Al circolo Arcigay “Cassero” di Bologna la delusione è doppia: “avevamo chiesto una norma contro le discriminazioni, ne abbiamo ottenuta una che quelle discriminazioni – nelle scuole, nei luoghi della formazione e perfino nei presidi sanitari – le definisce per legge, di fatto sdoganandole” questa la loro opinione sulla legge passata alla Camera, mentre pochi giorni fa avevano salutato la normativa sulle iscrizioni a scuola, poi ridimensionata dell’assessore Pillati: “un esempio di buon senso e di buona politica”.
E dire che un tempo si sosteneva che i nostri delegati politici facessero il gioco del Vaticano e del Pontefice, ma adesso anche Papa Francesco I apre ai divorziati e agli omosessuali, sostenendo che “bisogna sempre considerare la persona”. Che la nostra classe politica sia più “papalina” del Papa stesso?
Una cosa è certa: la nostra classe politica, è molto meno “europea” di quanto voglia dare a vedere.
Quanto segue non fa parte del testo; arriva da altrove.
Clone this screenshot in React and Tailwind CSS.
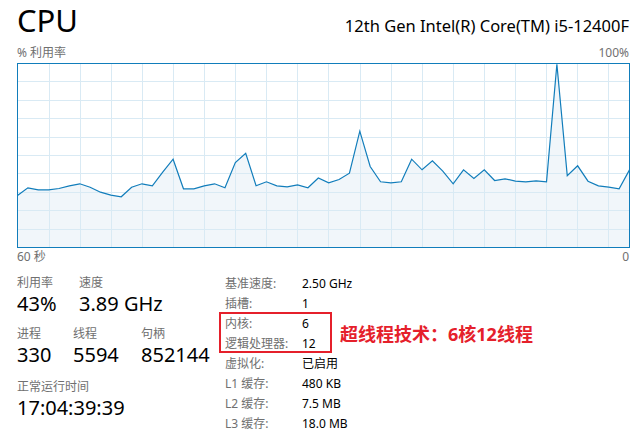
import React from "react";

const FONT = { fontFamily: '"Noto Sans", "Noto Sans CJK SC", sans-serif' };

const ys = [132,124.3,126.3,126.3,125,122.3,120.3,123.7,128.7,131.7,133.3,123.7,120.3,122.3,108.7,95.7,125.3,125.3,122.3,120.3,124.3,99,89.7,122.3,118.3,122.3,123.3,121.3,124.3,114.5,119.3,116,109.7,67.7,103,118.3,119.3,118.3,95.7,106.3,97.3,107.7,120.3,106.3,115,106.3,117,115.3,117.7,118.3,117.3,118.3,0.8,112.3,102.3,117.7,122.3,123.7,125.3,106.3];

function Graph() {
  const W = 613;
  const H = 185;
  const step = 612 / 59;
  const pts = ys.map((y, i) => [0.5 + i * step, y + 0.5]);
  const line = pts.map((p) => p.join(",")).join(" ");
  const area = `0.5,${H - 0.5} ${line} ${W - 0.5},${H - 0.5}`;
  const vlines = [];
  for (let k = 0; k < 19; k++) vlines.push(31.5 + k * 31.1);
  const hlines = [];
  for (let k = 1; k < 10; k++) hlines.push(k * 18.4);
  return (
    <svg width={W} height={H} className="block">
      <rect x="0" y="0" width={W} height={H} fill="#ffffff" />
      <polygon points={area} fill="#f1f6fa" />
      {vlines.map((x, i) => (
        <line key={"v" + i} x1={Math.round(x) + 0.5} y1="0" x2={Math.round(x) + 0.5} y2={H} stroke="#d9eaf4" strokeWidth="1" />
      ))}
      {hlines.map((y, i) => (
        <line key={"h" + i} x1="0" y1={Math.round(y) + 0.5} x2={W} y2={Math.round(y) + 0.5} stroke="#d9eaf4" strokeWidth="1" />
      ))}
      <polyline points={line} fill="none" stroke="#117dbb" strokeWidth="1.2" strokeLinejoin="miter" />
      <rect x="0.5" y="0.5" width={W - 1} height={H - 1} fill="none" stroke="#117dbb" strokeWidth="1" />
    </svg>
  );
}

function Stat({ label, value, w }) {
  return (
    <div className={w}>
      <div className="text-[12px] leading-[16px] text-[#707070]">{label}</div>
      <div className="text-[20px] leading-[26px] text-black">{value}</div>
    </div>
  );
}

function Row({ label, value }) {
  return (
    <div className="flex h-[20px] items-center text-[12px] leading-[20px]">
      <div className="w-[77px] text-[#707070]">{label}</div>
      <div className="text-black">{value}</div>
    </div>
  );
}

export default function App() {
  return (
    <div className="relative h-[444px] w-[641px] overflow-hidden bg-white pl-[17px] pr-[11px]" style={FONT}>
      <div className="flex h-[42px] items-baseline justify-between pr-[1px]">
        <div className="text-[31px] leading-[40px] text-black">CPU</div>
        <div className="text-[16.5px] leading-[24px] text-black">12th Gen Intel(R) Core(TM) i5-12400F</div>
      </div>
      <div className="flex h-[21px] items-center justify-between pr-[1px] text-[12px] leading-[16px] text-[#707070]">
        <span>% 利用率</span>
        <span>100%</span>
      </div>
      <Graph />
      <div className="flex h-[16px] items-center justify-between pr-[1px] pt-[2px] text-[12px] leading-[16px] text-[#707070]">
        <span>60 秒</span>
        <span>0</span>
      </div>
      <div className="mt-[10px] flex">
        <div className="w-[208px]">
          <div className="flex pt-[1px]">
            <Stat w="w-[62px]" label="利用率" value="43%" />
            <Stat w="" label="速度" value="3.89 GHz" />
          </div>
          <div className="mt-[9px] flex">
            <Stat w="w-[56px]" label="进程" value="330" />
            <Stat w="w-[68px]" label="线程" value="5594" />
            <Stat w="" label="句柄" value="852144" />
          </div>
          <div className="mt-[11px]">
            <Stat w="" label="正常运行时间" value="17:04:39:39" />
          </div>
        </div>
        <div className="flex flex-col">
          <Row label="基准速度:" value="2.50 GHz" />
          <Row label="插槽:" value="1" />
          <div className="relative">
            <Row label="内核:" value="6" />
            <Row label="逻辑处理器:" value="12" />
            <div className="absolute left-[-6px] top-[-2px] h-[41px] w-[113px] border-2 border-[#e5202b]" />
            <div className="absolute left-[115px] top-[9px] whitespace-nowrap text-[18px] font-bold leading-[22px] text-[#e5202b]">
              超线程技术：6核12线程
            </div>
          </div>
          <Row label="虚拟化:" value="已启用" />
          <Row label="L1 缓存:" value="480 KB" />
          <Row label="L2 缓存:" value="7.5 MB" />
          <Row label="L3 缓存:" value="18.0 MB" />
        </div>
      </div>
    </div>
  );
}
Già nel 2000 il Parlamento europeo ha invitato tutti gli stati membri a completare il proprio quadro legislativo in materia di discriminazioni – con uno specifico invito a includere il divieto esplicito di discriminazioni basate sull’orientamento sessuale – oltre a riconoscere il prima possibile la parità delle coppie omosessuali. In Italia non riconosciamo neanche quelle “di fatto”: i DICO sono morti insieme al Governo Prodi e i Di.Do.Re (diritti e doveri di reciprocità tra i conviventi), proposti nel 2008 dall’ex Ministro Brunetta, devono ancora essere esaminati dalla II Commissioni Giustizia.